■ Code that builds pages:
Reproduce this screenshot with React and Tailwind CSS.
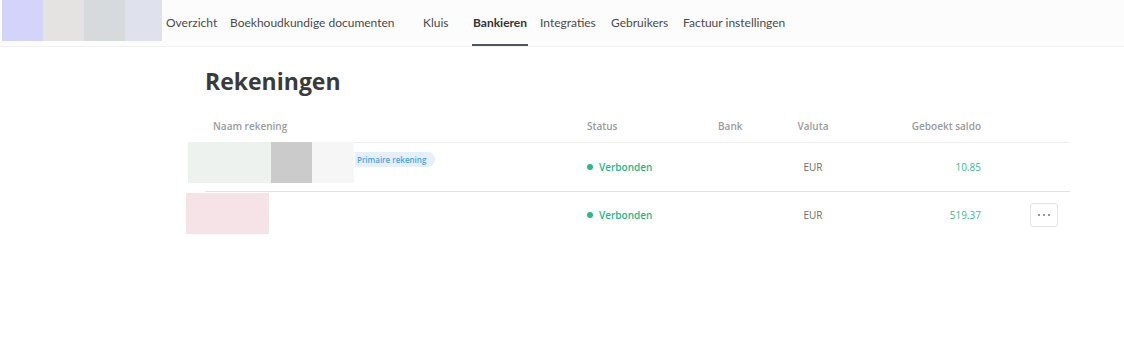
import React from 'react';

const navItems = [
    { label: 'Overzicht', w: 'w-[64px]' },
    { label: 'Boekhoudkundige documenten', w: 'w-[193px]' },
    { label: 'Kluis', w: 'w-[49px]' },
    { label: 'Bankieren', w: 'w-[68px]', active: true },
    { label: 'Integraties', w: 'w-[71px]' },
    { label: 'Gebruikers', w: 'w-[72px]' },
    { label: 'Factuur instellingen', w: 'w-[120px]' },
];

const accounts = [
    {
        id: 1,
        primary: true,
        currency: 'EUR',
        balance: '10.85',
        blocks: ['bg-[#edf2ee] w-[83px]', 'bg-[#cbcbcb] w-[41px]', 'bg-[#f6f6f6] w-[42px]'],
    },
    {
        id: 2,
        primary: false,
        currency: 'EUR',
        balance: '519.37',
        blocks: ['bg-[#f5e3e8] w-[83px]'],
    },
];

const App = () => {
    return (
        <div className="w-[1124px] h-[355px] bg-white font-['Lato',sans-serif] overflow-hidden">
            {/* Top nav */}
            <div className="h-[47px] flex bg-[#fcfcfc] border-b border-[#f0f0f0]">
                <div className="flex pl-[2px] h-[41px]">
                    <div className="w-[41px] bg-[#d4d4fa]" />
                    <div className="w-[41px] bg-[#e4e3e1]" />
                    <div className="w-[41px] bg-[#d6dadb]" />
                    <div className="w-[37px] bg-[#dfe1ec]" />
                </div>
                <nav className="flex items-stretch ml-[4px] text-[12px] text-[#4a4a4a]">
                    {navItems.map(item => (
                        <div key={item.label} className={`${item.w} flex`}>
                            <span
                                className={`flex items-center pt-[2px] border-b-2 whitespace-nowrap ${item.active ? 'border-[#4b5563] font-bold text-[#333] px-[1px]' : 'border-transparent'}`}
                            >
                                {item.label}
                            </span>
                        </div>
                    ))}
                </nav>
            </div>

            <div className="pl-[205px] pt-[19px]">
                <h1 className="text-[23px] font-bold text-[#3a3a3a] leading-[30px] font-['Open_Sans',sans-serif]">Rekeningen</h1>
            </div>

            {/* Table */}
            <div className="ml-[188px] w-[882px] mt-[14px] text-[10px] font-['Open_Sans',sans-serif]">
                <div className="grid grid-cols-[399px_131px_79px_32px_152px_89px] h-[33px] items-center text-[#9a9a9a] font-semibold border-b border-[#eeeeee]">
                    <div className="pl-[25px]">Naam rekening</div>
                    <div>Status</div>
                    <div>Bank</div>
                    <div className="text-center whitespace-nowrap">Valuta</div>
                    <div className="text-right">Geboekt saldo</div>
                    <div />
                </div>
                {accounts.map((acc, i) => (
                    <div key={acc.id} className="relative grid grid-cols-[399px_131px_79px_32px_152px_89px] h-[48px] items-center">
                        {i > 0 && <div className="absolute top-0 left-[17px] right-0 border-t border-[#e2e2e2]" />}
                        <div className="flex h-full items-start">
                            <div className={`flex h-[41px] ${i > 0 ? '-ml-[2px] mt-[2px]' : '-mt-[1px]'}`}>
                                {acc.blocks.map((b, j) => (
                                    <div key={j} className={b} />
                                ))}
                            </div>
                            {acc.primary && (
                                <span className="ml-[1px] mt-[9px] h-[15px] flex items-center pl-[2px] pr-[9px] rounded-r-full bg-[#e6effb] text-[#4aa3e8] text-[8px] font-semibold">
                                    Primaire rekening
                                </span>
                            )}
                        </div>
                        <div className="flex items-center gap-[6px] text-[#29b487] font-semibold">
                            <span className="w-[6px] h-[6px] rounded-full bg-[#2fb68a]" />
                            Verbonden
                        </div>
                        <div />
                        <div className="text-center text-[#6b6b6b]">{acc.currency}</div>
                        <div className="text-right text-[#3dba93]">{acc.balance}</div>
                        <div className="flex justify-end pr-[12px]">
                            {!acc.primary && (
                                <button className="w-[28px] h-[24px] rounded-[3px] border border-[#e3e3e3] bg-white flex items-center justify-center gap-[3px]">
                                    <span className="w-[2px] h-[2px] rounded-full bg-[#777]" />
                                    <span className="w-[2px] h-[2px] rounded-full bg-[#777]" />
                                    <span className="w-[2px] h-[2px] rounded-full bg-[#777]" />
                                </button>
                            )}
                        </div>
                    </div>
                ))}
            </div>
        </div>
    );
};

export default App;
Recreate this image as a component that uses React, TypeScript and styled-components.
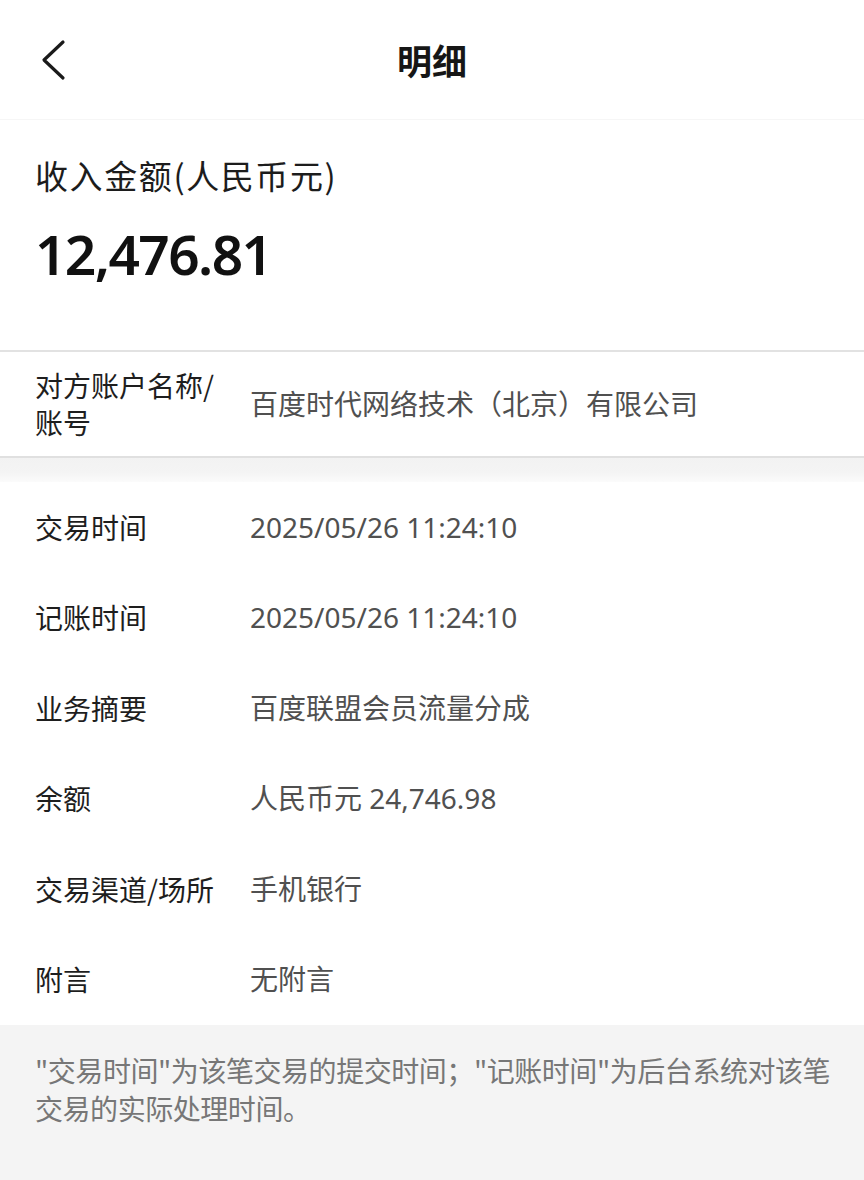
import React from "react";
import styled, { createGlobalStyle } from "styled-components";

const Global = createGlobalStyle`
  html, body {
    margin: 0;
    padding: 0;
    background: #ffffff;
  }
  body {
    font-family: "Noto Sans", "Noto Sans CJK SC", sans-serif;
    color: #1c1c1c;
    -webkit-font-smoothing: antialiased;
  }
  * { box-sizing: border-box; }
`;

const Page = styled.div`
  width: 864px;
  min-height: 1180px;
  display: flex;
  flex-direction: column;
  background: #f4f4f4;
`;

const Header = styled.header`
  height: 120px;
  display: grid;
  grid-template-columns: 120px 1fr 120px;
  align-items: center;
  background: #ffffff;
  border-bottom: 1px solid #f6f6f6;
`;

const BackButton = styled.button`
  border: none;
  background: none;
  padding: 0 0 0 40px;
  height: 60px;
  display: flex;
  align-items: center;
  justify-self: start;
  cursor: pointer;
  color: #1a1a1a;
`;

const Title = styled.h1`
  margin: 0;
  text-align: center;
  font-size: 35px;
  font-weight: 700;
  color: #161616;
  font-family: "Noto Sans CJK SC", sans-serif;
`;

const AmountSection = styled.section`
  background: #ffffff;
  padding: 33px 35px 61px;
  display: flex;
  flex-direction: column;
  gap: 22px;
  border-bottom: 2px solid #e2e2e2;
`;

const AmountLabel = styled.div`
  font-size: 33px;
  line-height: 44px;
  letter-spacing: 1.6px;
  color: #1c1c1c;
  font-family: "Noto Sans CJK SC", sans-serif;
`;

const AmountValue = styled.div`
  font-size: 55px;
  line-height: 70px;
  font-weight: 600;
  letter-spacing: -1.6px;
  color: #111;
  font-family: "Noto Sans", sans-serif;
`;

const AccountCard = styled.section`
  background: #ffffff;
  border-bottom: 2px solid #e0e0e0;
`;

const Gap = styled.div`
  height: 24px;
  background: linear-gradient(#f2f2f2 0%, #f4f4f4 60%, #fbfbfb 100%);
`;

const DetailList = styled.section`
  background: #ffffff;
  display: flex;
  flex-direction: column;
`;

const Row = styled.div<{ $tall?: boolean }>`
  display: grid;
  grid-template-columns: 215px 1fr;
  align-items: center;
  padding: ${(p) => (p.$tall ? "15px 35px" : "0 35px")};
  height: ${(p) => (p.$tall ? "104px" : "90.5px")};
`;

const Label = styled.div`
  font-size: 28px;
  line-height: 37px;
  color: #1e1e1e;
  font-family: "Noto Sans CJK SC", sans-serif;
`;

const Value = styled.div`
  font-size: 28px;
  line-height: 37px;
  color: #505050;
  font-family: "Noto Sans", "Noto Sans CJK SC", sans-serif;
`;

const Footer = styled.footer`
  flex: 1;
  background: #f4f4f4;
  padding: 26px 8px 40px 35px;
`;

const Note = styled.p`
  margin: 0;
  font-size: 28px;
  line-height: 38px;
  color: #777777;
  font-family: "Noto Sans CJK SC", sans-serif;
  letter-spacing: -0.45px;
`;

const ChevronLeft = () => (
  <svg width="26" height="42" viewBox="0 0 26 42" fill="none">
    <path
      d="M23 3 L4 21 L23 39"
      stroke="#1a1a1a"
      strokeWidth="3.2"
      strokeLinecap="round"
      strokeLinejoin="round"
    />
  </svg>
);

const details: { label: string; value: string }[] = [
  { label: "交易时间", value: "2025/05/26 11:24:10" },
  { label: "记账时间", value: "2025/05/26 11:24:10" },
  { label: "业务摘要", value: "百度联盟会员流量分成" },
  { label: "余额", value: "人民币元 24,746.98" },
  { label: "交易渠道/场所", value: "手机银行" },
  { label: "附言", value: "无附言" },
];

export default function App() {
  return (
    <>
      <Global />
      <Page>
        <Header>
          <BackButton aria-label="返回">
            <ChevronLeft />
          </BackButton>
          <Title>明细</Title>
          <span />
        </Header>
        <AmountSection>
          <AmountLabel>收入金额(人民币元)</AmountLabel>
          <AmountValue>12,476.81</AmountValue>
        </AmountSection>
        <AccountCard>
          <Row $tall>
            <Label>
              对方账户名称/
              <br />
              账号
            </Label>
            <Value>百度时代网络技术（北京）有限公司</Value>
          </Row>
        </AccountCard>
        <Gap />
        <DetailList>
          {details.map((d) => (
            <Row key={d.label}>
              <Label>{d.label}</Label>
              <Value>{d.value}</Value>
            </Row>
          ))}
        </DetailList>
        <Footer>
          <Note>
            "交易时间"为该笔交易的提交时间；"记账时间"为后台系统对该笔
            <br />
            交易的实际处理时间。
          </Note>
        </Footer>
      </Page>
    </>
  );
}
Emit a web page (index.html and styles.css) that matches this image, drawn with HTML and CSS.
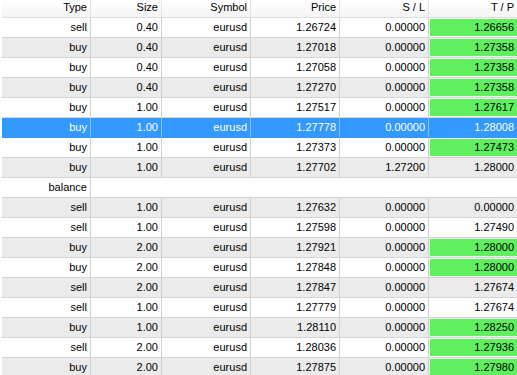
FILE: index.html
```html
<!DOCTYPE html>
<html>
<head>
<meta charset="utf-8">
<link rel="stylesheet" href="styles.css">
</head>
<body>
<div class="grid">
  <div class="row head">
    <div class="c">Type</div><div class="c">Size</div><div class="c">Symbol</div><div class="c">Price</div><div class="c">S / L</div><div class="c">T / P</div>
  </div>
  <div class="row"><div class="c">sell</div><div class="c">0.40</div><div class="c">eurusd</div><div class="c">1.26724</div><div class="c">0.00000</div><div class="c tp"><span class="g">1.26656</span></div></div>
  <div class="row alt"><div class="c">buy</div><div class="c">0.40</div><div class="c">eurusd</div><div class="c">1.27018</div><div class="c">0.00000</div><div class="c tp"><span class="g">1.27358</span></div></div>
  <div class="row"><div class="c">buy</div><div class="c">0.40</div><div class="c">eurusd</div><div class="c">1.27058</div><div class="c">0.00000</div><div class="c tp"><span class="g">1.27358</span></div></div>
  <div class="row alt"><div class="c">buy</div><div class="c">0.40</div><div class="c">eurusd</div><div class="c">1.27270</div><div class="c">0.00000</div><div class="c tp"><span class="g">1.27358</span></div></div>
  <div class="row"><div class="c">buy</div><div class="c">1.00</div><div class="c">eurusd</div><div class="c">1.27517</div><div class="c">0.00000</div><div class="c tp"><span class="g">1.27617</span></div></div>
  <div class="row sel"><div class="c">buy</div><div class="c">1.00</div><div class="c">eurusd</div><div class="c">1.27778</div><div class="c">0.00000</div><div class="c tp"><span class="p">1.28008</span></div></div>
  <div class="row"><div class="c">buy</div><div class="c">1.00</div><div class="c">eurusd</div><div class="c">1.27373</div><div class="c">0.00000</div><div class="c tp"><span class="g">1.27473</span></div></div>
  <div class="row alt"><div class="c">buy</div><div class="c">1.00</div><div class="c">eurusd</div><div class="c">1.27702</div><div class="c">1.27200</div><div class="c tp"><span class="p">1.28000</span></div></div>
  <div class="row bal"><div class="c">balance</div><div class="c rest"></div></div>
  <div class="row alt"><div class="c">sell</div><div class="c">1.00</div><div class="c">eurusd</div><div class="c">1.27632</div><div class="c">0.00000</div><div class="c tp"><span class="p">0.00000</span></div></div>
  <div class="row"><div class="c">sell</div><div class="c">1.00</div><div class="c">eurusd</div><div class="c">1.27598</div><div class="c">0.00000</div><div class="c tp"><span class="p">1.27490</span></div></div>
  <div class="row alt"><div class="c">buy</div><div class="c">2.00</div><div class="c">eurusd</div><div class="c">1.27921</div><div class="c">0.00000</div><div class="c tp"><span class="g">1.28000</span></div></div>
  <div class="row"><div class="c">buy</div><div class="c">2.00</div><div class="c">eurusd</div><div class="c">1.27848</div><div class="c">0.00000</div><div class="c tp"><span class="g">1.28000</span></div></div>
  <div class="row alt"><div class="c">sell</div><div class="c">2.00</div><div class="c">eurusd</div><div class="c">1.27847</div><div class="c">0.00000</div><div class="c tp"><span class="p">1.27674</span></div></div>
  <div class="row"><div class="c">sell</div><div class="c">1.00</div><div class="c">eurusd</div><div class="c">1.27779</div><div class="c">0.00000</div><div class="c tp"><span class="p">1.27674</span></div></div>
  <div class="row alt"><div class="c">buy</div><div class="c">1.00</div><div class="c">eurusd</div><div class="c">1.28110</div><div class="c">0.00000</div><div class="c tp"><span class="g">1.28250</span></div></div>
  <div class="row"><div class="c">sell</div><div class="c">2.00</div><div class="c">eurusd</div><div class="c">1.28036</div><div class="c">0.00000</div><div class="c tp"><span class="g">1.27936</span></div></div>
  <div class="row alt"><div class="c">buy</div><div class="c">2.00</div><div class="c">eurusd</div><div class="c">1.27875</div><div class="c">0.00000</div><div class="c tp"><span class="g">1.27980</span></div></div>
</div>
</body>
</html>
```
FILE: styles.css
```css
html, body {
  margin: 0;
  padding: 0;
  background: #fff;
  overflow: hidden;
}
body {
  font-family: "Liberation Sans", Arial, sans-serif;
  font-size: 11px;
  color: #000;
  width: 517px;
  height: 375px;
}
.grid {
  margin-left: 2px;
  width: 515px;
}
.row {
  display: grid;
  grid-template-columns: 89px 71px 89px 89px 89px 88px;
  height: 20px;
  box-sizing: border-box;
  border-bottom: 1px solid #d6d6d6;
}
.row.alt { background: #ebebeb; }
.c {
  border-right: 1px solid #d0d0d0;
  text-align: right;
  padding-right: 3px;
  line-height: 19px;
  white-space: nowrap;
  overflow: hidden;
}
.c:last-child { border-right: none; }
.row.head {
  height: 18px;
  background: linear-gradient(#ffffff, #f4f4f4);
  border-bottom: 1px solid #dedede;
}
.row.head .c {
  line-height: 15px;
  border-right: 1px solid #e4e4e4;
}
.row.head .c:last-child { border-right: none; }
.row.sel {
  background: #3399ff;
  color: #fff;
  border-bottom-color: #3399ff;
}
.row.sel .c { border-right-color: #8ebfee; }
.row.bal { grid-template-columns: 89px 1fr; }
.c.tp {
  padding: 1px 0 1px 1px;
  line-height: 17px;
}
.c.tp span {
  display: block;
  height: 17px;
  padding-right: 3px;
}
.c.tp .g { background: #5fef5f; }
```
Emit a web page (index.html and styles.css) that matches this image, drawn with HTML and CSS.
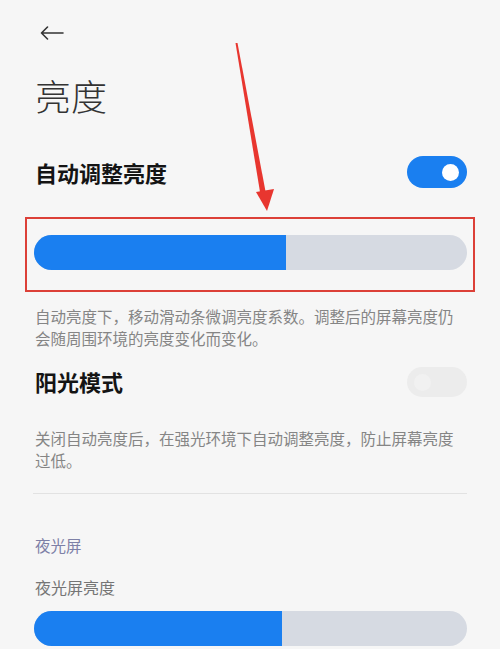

■ Directions for this task: Please restate the material above line by line, exactly, beginning at its first line and ending with the line that contains "import React from 'react';", without any pictures.

■ Task response:
Reproduce this screenshot with React and Tailwind CSS.
import React from 'react';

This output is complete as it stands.